**INFORMATION SUPPLIED:**
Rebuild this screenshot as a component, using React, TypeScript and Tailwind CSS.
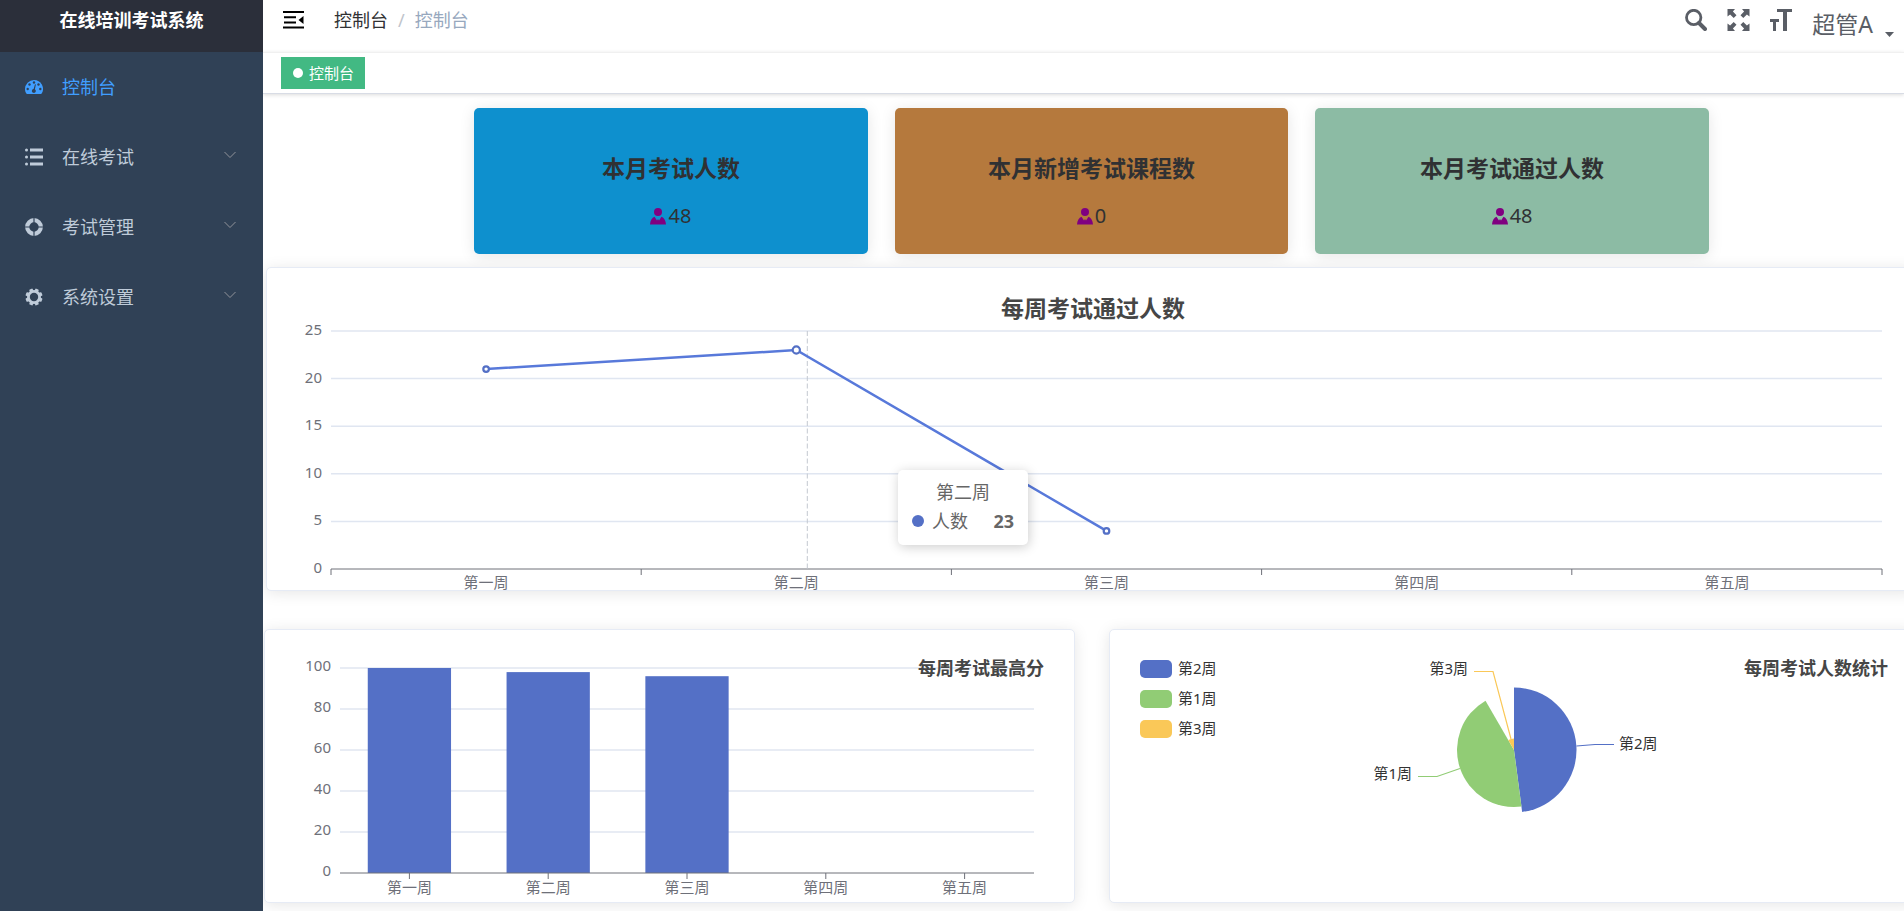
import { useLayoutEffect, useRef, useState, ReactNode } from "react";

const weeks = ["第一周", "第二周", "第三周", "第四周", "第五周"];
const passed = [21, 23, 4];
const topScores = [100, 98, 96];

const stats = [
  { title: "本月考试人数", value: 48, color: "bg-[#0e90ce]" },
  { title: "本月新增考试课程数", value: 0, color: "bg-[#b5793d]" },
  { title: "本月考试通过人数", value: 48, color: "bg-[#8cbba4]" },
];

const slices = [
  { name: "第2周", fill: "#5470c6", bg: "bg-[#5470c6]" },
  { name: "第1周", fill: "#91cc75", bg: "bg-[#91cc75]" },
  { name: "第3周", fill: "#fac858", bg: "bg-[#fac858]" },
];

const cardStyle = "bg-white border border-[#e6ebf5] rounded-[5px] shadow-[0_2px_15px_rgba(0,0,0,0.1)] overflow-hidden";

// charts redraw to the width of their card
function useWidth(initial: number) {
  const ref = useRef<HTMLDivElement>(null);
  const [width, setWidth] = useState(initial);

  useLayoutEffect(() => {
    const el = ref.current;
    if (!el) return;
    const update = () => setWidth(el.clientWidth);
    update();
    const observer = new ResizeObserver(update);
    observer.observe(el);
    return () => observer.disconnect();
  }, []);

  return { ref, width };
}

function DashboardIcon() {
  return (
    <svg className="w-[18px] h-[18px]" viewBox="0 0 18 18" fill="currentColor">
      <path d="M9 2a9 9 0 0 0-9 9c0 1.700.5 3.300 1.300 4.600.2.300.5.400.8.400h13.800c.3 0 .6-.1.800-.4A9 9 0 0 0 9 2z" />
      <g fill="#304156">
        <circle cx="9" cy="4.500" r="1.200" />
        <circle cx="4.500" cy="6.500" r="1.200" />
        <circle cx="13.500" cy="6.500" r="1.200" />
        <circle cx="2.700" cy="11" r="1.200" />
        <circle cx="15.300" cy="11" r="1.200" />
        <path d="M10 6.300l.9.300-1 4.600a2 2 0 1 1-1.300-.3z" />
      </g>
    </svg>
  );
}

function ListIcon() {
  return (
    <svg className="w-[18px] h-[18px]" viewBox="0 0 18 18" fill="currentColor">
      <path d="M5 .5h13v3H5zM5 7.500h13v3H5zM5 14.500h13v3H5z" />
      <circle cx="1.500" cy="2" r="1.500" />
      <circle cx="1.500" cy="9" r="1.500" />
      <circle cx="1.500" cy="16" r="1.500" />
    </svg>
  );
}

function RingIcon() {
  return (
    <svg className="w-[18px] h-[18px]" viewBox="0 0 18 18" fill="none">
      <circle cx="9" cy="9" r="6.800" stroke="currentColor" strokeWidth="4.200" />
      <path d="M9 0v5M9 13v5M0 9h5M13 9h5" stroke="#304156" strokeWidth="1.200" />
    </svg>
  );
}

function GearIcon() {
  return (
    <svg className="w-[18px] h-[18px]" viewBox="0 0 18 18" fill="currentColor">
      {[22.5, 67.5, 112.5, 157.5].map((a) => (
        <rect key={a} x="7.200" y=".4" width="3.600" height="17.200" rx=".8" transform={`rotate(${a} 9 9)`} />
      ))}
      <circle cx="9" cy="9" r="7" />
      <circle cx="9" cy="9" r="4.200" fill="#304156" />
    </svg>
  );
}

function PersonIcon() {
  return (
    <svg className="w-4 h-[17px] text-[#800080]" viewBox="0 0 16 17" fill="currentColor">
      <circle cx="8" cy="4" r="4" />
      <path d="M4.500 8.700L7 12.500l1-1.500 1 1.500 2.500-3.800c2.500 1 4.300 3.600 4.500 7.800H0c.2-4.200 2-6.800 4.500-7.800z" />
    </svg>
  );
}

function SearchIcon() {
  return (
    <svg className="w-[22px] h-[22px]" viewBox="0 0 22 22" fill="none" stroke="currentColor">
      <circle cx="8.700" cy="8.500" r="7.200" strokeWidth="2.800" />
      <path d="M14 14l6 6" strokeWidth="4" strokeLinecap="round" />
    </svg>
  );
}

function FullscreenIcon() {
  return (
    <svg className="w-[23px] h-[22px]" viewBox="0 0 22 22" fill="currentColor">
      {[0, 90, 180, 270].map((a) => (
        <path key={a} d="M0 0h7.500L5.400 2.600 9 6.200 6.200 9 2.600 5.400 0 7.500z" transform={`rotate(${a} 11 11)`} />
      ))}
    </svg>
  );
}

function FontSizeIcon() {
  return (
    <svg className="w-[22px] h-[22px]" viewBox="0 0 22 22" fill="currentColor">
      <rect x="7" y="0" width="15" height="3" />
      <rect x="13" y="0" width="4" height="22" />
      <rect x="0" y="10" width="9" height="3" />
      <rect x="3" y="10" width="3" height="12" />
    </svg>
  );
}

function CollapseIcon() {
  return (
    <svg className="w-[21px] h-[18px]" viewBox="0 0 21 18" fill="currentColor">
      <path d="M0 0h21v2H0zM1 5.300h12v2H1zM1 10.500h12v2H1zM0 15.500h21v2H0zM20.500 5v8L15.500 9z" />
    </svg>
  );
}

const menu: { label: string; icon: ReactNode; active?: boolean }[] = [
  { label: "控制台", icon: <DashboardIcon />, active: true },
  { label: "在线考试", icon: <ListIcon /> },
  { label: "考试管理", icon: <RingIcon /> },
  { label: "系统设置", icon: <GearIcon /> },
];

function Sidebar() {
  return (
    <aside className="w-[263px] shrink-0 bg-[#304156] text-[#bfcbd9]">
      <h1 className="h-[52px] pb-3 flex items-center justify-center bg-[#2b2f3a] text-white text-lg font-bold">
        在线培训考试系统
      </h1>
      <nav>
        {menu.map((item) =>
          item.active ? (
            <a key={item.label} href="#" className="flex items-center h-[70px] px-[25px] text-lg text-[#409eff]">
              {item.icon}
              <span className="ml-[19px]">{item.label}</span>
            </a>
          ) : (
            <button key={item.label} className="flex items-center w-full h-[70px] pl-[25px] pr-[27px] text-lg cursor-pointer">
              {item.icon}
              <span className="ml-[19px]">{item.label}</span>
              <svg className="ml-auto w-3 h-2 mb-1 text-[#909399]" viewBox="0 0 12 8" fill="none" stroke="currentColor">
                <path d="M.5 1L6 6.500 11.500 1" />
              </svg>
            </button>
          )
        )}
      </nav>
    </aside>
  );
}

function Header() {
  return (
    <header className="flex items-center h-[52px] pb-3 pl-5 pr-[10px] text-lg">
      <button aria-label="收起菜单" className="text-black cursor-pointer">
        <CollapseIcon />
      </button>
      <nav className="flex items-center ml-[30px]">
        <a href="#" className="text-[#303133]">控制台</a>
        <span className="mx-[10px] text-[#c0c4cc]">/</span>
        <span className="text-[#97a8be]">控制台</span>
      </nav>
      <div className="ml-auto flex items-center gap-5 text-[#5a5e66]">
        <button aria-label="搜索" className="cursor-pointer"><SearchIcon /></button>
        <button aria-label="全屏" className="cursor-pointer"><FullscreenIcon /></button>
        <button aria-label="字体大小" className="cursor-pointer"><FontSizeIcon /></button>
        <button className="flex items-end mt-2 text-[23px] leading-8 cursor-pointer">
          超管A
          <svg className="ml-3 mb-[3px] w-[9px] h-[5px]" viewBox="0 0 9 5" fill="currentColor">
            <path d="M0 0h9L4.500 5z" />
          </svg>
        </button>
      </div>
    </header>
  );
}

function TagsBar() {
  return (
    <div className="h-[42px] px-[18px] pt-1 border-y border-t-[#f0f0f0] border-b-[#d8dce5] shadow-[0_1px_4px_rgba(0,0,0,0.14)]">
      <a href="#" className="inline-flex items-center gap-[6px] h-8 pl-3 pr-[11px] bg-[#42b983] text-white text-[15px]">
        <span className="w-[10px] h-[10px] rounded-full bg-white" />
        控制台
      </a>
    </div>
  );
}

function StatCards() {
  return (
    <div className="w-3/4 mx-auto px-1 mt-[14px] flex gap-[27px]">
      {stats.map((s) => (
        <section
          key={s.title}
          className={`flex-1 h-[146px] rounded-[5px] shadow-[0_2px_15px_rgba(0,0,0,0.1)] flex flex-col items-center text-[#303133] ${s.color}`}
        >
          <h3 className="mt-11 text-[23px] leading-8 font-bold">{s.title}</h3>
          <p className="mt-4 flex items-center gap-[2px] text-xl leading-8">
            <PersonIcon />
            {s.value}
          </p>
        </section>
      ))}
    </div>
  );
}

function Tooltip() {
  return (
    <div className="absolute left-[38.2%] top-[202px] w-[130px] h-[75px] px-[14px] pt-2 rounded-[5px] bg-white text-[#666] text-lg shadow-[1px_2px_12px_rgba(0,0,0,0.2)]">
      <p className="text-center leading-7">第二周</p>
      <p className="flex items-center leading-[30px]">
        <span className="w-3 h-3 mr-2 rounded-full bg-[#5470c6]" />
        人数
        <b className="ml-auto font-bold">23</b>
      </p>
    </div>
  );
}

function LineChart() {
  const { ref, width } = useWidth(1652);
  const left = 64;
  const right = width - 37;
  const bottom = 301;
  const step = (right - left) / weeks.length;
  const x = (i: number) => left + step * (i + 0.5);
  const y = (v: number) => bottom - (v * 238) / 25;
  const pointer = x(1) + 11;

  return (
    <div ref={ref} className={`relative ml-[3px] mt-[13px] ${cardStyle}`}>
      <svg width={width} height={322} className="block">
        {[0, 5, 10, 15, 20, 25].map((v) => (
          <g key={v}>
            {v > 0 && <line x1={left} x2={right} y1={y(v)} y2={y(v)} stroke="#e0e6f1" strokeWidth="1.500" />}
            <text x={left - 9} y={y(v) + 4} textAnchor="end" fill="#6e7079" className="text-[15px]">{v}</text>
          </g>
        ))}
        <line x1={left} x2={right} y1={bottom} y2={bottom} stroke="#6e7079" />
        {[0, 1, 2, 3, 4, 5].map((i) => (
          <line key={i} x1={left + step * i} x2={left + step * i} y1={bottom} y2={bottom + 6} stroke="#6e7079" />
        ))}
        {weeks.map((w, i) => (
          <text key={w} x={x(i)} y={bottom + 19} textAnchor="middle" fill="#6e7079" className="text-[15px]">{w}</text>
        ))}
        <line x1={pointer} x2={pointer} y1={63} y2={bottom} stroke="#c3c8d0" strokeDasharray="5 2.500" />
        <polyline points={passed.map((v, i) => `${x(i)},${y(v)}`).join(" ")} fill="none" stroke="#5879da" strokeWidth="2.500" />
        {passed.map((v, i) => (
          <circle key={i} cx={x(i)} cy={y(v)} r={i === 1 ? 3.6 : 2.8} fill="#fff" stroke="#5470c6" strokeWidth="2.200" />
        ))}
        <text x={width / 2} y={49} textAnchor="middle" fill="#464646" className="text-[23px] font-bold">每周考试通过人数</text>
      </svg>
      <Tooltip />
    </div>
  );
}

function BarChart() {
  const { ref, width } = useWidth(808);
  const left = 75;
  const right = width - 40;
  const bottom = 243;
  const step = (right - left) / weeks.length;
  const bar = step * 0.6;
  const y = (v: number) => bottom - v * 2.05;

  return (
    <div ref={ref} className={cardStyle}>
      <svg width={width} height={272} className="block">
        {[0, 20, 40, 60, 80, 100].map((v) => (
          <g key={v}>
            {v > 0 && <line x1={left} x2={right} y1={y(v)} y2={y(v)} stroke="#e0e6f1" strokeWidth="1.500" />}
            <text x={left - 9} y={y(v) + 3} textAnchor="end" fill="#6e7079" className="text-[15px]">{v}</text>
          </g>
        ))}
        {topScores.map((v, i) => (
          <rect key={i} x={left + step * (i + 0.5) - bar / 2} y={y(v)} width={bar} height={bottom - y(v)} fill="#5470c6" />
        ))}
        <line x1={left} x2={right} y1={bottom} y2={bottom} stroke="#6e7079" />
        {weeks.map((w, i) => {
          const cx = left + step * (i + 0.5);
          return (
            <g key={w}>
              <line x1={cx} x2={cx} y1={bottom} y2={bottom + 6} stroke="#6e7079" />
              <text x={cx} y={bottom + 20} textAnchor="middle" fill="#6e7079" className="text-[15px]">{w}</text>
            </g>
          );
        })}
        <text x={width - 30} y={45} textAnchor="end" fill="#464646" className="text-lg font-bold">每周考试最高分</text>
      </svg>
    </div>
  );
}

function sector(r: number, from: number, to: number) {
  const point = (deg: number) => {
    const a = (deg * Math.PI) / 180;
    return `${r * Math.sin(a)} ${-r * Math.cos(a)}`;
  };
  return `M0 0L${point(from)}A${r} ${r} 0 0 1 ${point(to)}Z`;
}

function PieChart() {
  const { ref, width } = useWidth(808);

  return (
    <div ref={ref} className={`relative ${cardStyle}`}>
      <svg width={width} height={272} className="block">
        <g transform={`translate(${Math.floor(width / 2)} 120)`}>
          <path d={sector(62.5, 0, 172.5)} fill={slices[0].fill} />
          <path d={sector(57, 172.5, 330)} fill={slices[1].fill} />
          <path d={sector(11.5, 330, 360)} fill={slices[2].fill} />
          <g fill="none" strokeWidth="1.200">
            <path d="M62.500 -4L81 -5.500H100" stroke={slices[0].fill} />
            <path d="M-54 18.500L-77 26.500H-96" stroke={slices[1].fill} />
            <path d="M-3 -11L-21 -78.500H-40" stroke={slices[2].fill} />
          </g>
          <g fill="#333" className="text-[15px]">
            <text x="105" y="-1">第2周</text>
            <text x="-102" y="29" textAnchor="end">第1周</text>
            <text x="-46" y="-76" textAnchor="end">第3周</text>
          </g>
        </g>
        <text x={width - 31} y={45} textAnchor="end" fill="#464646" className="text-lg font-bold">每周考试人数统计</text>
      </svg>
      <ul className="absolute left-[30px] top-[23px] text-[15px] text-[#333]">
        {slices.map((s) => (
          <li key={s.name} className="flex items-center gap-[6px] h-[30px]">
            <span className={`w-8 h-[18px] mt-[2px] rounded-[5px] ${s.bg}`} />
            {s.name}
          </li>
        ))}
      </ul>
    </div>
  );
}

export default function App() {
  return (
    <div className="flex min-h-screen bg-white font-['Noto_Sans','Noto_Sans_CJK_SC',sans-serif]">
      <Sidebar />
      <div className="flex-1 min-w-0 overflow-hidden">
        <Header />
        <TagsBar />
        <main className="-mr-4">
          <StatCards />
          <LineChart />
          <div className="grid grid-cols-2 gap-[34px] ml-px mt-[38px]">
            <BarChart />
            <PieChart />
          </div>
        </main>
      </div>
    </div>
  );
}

**PROBLEM DETAILS:**
With all pictures left out, please transcribe exactly the lines from the start of the material through the line with "border border-[#e6ebf5] rounded-[5px]".

**FULL ANSWER:**
Rebuild this screenshot as a component, using React, TypeScript and Tailwind CSS.
import { useLayoutEffect, useRef, useState, ReactNode } from "react";

const weeks = ["第一周", "第二周", "第三周", "第四周", "第五周"];
const passed = [21, 23, 4];
const topScores = [100, 98, 96];

const stats = [
  { title: "本月考试人数", value: 48, color: "bg-[#0e90ce]" },
  { title: "本月新增考试课程数", value: 0, color: "bg-[#b5793d]" },
  { title: "本月考试通过人数", value: 48, color: "bg-[#8cbba4]" },
];

const slices = [
  { name: "第2周", fill: "#5470c6", bg: "bg-[#5470c6]" },
  { name: "第1周", fill: "#91cc75", bg: "bg-[#91cc75]" },
  { name: "第3周", fill: "#fac858", bg: "bg-[#fac858]" },
];

const cardStyle = "bg-white border border-[#e6ebf5] rounded-[5px] shadow-[0_2px_15px_rgba(0,0,0,0.1)] overflow-hidden";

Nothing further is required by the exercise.